Wage growth during the second quarter was at 63 percent, according to the U.S. Bureau of Economic Analysis, which releases personal income by state. But that is not the whole story, according to Dr. Charles Steindel, former chief economist for the state of New Jersey and a resident scholar at the Anisfield School of Business at Ramapo College.

One category is “government transfer payments,” which include Social Security, Medicare, unemployment insurance and any stimulus payments. New Jersey residents, along with other Americans that met income requirements, were given $1,200 during the second quarter.

“There’s no question most of this was stimulus,” Steindel said in an interview with The Center Square. “Wage income just collapsed in New Jersey. It fell a little bit more in New Jersey in most places, not drastically but somewhat more in New Jersey than in other places probably because we were more thoroughly shut down in the second quarter.”

An additional $600 a month given to unemployed workers also drove wage growth up, according to Steindel. The benefits were given to freelance and gig workers, who were not previously eligible for unemployment.

And that’s not the only strange thing about the numbers. New Jersey’s numbers were higher than New York’s, which had a bigger drop in wages during the second quarter.

“But the transfer components in New Jersey rose four times as fast as New York,” Steindel said. “That is just a strange quirk of how the money was delivered, or something like that.
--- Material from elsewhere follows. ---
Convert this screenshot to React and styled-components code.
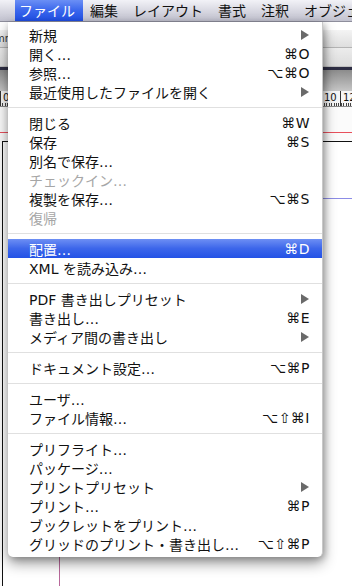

Somehow the money got to New Jersey faster.”

The economic numbers that people rely on are act very strangely in the pandemic,” Steindel said.

“The pandemic has created a lot of distortion not only in the economy but how we look at the economy,” he said.

Other figures show that employee wages at New Jersey businesses fell by 31.5. percent, which is great than the national rate of 27.5 percent, according to information from the Garden State Initiative.